Retype only what runs from the first line of the listing to the line holding "const AT = 'Analítico Totalizadora';", both included. Do not retype the pictures.

※ ※ ※

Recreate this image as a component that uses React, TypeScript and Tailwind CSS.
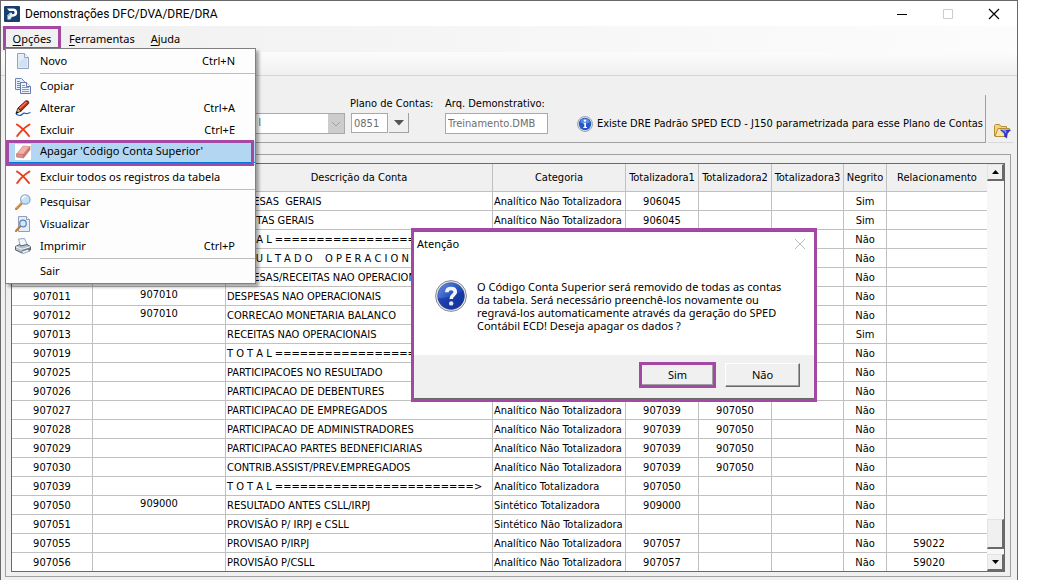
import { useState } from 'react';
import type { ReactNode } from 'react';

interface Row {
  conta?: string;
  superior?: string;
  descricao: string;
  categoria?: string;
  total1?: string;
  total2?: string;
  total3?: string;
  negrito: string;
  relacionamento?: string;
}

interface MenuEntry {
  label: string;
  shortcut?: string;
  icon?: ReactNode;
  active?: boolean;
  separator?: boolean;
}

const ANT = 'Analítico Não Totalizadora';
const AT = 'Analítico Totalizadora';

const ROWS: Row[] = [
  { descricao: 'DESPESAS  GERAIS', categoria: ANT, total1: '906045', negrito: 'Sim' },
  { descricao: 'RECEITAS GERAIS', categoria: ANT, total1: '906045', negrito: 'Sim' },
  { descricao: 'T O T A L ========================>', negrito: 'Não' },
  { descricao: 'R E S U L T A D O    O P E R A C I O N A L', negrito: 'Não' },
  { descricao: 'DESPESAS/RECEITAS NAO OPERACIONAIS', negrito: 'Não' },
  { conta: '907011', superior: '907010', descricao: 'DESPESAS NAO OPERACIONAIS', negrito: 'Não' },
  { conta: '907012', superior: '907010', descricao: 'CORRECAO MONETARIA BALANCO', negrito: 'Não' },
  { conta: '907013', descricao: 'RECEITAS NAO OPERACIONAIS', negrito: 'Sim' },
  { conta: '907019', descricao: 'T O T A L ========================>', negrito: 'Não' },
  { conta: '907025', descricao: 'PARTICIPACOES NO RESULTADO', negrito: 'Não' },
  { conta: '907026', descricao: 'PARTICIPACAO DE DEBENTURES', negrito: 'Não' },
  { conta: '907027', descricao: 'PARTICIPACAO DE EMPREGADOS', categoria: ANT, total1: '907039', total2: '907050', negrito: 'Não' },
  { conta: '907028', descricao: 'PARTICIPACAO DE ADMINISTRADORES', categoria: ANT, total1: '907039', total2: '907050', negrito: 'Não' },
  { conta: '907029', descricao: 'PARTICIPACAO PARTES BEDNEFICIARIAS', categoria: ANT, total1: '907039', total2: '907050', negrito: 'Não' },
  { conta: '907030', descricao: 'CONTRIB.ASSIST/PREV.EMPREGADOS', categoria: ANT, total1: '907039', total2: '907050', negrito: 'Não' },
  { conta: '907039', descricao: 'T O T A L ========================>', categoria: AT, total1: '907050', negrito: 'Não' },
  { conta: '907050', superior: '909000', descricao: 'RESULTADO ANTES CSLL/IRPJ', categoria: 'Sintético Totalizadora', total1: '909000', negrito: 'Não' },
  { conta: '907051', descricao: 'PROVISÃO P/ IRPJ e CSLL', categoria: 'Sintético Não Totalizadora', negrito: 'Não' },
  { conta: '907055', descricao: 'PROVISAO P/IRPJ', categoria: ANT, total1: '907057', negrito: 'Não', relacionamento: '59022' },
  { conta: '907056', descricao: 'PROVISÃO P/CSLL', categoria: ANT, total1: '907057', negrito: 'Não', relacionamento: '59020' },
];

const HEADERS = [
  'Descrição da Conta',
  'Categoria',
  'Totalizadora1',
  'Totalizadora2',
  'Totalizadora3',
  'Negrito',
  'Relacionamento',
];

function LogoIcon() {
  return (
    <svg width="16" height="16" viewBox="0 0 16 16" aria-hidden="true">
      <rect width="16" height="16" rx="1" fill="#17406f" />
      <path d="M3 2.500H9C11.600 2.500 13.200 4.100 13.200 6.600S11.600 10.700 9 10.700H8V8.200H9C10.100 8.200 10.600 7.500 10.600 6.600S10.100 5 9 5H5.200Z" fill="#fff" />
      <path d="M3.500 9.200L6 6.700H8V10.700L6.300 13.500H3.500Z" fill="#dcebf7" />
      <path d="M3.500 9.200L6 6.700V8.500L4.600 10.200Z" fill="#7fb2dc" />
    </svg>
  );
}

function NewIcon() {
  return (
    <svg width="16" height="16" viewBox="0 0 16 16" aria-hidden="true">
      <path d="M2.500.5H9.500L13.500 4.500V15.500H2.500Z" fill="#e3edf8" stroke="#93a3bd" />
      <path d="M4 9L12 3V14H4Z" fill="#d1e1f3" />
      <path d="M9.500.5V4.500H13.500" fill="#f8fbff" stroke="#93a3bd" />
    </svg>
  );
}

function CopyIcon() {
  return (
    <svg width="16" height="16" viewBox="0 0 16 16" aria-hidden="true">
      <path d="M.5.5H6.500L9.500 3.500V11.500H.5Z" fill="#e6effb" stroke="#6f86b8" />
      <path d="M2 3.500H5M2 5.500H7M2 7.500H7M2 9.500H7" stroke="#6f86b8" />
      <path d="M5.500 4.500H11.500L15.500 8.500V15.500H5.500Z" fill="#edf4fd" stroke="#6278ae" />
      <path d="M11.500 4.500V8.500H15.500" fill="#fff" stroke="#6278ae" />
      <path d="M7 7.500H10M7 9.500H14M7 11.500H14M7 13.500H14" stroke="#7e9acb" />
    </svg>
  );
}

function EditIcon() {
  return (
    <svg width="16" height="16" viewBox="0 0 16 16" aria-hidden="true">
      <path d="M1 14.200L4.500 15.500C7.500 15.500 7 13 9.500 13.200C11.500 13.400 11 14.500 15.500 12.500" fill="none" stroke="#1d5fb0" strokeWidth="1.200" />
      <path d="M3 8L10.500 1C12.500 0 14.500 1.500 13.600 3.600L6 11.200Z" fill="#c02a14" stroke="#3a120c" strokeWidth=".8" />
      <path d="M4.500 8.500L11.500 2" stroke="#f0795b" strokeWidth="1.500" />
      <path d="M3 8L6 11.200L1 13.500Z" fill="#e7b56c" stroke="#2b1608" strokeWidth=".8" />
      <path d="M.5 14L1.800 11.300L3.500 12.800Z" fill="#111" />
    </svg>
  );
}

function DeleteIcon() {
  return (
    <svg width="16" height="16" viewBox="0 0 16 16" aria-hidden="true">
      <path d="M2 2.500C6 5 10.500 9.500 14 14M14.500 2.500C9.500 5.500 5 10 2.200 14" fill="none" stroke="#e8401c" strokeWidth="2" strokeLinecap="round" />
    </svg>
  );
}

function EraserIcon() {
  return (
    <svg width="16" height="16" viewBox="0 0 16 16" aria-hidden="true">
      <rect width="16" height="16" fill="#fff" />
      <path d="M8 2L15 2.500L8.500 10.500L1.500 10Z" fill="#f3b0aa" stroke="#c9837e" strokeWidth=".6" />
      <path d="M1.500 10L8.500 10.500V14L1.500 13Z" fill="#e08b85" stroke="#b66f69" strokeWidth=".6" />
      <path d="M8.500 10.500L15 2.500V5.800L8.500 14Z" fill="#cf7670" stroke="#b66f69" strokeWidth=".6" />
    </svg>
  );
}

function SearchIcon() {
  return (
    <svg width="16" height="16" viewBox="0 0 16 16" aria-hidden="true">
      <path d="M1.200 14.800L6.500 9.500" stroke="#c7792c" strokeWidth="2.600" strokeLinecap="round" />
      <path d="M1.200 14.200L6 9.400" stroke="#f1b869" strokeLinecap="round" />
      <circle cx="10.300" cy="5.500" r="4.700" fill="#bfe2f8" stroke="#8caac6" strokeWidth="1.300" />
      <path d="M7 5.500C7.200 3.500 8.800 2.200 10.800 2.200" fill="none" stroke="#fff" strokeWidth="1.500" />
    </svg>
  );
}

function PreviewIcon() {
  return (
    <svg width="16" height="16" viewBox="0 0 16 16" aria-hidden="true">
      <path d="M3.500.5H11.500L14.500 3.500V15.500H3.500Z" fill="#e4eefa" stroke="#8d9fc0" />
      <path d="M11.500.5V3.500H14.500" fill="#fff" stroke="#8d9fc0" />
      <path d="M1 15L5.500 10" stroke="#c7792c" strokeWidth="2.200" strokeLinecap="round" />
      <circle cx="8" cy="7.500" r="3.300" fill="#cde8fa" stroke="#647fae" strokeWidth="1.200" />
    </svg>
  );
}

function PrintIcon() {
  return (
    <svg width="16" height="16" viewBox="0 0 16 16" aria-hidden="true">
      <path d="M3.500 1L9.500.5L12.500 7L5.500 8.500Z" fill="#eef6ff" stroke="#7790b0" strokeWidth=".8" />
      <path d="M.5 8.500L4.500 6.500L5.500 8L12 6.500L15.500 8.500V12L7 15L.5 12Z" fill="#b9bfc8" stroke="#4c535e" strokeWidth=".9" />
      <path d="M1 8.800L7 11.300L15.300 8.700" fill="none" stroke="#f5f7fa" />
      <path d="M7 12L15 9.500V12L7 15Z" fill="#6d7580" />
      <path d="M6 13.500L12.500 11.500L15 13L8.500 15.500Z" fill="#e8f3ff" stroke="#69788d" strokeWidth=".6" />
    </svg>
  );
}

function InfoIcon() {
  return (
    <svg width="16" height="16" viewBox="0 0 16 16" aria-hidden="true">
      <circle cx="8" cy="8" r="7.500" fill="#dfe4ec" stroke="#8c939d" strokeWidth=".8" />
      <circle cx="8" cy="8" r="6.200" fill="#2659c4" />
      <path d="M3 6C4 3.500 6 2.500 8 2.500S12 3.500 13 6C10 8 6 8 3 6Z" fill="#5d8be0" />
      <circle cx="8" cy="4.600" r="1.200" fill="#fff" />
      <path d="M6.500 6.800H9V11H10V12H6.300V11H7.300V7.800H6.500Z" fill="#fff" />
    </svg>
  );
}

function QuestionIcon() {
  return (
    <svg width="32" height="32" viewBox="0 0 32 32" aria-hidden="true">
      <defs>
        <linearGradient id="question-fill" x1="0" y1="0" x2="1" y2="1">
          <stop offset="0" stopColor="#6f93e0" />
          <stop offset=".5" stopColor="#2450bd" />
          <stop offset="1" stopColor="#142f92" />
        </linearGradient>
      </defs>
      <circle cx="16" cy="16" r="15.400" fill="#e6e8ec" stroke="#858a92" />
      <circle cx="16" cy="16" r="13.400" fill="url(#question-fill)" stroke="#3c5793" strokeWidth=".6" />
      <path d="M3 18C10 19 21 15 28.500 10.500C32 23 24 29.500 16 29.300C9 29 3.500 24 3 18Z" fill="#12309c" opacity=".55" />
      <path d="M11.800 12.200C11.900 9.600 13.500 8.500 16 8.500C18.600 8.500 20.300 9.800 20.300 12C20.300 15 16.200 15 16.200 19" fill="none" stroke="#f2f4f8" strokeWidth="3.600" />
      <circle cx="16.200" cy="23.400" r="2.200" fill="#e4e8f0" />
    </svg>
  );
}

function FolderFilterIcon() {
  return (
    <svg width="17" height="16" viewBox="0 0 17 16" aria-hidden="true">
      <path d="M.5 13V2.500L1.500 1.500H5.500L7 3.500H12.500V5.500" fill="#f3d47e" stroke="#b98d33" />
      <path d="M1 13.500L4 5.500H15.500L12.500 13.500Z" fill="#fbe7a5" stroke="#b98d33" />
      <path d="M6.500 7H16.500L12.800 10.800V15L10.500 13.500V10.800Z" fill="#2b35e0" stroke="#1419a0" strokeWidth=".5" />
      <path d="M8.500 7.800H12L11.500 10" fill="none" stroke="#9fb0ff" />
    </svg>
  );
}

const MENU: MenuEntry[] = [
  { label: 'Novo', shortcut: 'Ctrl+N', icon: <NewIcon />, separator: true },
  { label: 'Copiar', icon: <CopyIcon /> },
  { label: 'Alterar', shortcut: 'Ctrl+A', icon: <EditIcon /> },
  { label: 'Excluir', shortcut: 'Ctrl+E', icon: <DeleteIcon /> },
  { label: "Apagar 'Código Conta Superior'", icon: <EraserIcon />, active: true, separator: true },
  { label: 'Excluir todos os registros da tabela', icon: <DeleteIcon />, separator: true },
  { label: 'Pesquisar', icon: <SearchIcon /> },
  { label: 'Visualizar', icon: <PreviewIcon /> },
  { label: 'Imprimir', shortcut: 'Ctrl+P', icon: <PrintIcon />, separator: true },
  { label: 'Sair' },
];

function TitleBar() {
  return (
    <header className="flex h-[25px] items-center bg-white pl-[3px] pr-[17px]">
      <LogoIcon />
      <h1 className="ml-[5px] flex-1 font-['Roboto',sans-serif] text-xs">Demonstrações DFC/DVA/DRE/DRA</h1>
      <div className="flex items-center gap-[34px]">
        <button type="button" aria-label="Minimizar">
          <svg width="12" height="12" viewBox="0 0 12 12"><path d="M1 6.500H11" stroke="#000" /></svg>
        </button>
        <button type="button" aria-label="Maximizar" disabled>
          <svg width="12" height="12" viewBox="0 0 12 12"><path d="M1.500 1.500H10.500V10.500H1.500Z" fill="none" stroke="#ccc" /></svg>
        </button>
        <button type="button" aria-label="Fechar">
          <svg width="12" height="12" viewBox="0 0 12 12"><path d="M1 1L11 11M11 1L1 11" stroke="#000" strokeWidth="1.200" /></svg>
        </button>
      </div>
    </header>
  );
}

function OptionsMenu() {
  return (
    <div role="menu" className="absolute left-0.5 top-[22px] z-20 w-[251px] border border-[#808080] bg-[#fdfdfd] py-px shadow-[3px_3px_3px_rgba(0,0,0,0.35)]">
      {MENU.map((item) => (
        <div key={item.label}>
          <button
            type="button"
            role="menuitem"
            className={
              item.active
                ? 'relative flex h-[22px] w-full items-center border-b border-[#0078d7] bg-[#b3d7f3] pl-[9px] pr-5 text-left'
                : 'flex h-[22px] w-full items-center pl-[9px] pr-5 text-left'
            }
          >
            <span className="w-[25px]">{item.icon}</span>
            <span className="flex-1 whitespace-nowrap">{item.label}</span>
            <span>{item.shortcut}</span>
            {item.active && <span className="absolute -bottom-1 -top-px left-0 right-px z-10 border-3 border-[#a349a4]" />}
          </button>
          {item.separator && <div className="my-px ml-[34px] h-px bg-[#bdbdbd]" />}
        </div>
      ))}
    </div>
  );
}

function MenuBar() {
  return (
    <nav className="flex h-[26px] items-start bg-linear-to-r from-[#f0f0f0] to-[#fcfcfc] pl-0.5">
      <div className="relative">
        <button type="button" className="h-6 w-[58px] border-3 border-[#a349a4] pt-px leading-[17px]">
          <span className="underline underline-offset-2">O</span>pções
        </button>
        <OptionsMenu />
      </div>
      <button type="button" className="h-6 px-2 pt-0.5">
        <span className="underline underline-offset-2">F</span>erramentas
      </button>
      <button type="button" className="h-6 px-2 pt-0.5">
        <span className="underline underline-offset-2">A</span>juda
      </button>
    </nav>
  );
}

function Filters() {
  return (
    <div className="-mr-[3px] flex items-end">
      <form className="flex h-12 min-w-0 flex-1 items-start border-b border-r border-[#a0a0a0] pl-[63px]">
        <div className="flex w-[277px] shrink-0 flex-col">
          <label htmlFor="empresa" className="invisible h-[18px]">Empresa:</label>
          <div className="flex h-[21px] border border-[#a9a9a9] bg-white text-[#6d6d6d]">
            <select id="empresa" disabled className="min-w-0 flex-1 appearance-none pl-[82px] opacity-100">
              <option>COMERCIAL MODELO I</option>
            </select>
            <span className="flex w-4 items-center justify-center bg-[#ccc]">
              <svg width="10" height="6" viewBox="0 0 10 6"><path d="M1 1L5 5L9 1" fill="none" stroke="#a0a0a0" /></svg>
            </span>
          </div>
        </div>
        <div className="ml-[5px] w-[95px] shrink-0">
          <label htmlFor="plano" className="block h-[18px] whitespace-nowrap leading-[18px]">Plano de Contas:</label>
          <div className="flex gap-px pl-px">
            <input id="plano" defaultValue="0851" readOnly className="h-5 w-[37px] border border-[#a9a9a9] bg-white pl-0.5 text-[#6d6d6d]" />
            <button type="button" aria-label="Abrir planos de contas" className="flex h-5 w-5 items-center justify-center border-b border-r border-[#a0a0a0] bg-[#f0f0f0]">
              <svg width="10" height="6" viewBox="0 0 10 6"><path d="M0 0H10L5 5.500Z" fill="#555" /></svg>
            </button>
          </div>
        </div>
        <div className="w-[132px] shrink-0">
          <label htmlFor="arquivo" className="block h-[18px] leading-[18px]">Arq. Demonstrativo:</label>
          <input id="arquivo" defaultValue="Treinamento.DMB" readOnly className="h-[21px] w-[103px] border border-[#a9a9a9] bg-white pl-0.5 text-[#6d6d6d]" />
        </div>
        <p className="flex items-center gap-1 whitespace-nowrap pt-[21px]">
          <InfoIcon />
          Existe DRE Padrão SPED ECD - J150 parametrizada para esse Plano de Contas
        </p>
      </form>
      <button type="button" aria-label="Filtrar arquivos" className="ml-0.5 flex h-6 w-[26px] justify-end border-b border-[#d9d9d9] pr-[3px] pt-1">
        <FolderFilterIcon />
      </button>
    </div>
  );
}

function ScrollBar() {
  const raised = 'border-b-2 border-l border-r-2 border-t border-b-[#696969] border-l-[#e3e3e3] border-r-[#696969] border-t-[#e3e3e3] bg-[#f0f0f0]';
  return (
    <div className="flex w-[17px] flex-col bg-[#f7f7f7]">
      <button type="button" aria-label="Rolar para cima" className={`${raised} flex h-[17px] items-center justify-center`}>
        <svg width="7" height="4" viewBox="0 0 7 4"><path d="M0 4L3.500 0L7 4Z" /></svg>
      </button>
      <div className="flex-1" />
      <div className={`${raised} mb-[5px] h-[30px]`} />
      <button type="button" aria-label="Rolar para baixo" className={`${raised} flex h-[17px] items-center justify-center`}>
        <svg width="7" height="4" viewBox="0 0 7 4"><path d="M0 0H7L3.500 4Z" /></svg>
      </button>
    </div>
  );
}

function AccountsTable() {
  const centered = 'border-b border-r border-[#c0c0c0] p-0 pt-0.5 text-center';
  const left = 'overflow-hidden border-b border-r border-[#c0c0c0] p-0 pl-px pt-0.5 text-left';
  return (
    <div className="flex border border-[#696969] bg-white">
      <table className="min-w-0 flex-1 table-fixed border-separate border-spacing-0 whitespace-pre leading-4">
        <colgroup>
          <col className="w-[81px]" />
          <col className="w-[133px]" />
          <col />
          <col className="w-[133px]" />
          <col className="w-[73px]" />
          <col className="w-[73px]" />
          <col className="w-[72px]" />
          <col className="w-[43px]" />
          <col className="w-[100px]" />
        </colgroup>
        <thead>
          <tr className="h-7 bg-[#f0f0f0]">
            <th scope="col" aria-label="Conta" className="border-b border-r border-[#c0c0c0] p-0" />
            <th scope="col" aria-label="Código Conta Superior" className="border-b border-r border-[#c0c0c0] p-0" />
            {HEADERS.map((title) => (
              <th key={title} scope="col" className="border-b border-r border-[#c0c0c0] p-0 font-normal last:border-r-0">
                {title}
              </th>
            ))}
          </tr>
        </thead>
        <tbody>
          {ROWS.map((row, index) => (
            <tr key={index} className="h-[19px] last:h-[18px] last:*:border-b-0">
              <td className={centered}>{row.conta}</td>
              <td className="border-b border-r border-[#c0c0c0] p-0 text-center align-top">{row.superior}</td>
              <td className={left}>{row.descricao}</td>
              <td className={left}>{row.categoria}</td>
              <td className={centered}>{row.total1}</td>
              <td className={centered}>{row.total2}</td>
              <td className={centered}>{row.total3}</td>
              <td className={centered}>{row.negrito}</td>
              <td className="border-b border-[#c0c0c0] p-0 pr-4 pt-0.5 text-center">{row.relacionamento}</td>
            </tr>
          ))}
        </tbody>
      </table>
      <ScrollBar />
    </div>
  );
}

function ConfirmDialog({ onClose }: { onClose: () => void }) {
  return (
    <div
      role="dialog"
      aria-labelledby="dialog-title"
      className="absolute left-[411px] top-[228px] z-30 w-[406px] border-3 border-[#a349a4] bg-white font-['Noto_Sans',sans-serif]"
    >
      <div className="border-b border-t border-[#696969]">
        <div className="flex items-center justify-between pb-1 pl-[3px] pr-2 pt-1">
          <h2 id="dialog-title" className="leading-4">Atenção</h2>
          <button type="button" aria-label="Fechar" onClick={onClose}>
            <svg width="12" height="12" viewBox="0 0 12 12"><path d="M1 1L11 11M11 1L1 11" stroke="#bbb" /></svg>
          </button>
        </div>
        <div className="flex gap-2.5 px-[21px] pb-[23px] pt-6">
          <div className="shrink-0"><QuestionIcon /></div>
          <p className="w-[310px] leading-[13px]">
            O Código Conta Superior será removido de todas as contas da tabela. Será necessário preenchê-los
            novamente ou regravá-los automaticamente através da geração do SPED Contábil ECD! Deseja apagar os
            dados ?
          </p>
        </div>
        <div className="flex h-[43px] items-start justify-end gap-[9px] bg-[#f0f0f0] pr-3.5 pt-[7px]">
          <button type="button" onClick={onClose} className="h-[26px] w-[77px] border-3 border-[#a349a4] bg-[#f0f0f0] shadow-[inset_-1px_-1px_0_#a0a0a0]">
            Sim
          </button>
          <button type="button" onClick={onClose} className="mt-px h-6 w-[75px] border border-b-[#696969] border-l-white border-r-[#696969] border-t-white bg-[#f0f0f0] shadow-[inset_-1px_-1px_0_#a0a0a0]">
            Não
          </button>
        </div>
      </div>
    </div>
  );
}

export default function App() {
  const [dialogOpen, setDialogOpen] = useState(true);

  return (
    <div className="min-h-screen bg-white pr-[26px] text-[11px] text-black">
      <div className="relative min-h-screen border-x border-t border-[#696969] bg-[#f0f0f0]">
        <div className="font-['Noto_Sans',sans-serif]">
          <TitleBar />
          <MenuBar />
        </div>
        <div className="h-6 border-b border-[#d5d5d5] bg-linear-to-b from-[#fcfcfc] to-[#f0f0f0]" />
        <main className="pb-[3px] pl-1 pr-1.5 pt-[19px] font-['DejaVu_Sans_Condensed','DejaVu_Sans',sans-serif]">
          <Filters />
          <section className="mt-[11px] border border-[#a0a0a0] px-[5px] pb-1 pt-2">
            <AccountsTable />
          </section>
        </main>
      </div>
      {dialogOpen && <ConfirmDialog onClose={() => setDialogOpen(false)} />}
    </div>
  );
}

※ ※ ※

** Answer **
Recreate this image as a component that uses React, TypeScript and Tailwind CSS.
import { useState } from 'react';
import type { ReactNode } from 'react';

interface Row {
  conta?: string;
  superior?: string;
  descricao: string;
  categoria?: string;
  total1?: string;
  total2?: string;
  total3?: string;
  negrito: string;
  relacionamento?: string;
}

interface MenuEntry {
  label: string;
  shortcut?: string;
  icon?: ReactNode;
  active?: boolean;
  separator?: boolean;
}

const ANT = 'Analítico Não Totalizadora';
const AT = 'Analítico Totalizadora';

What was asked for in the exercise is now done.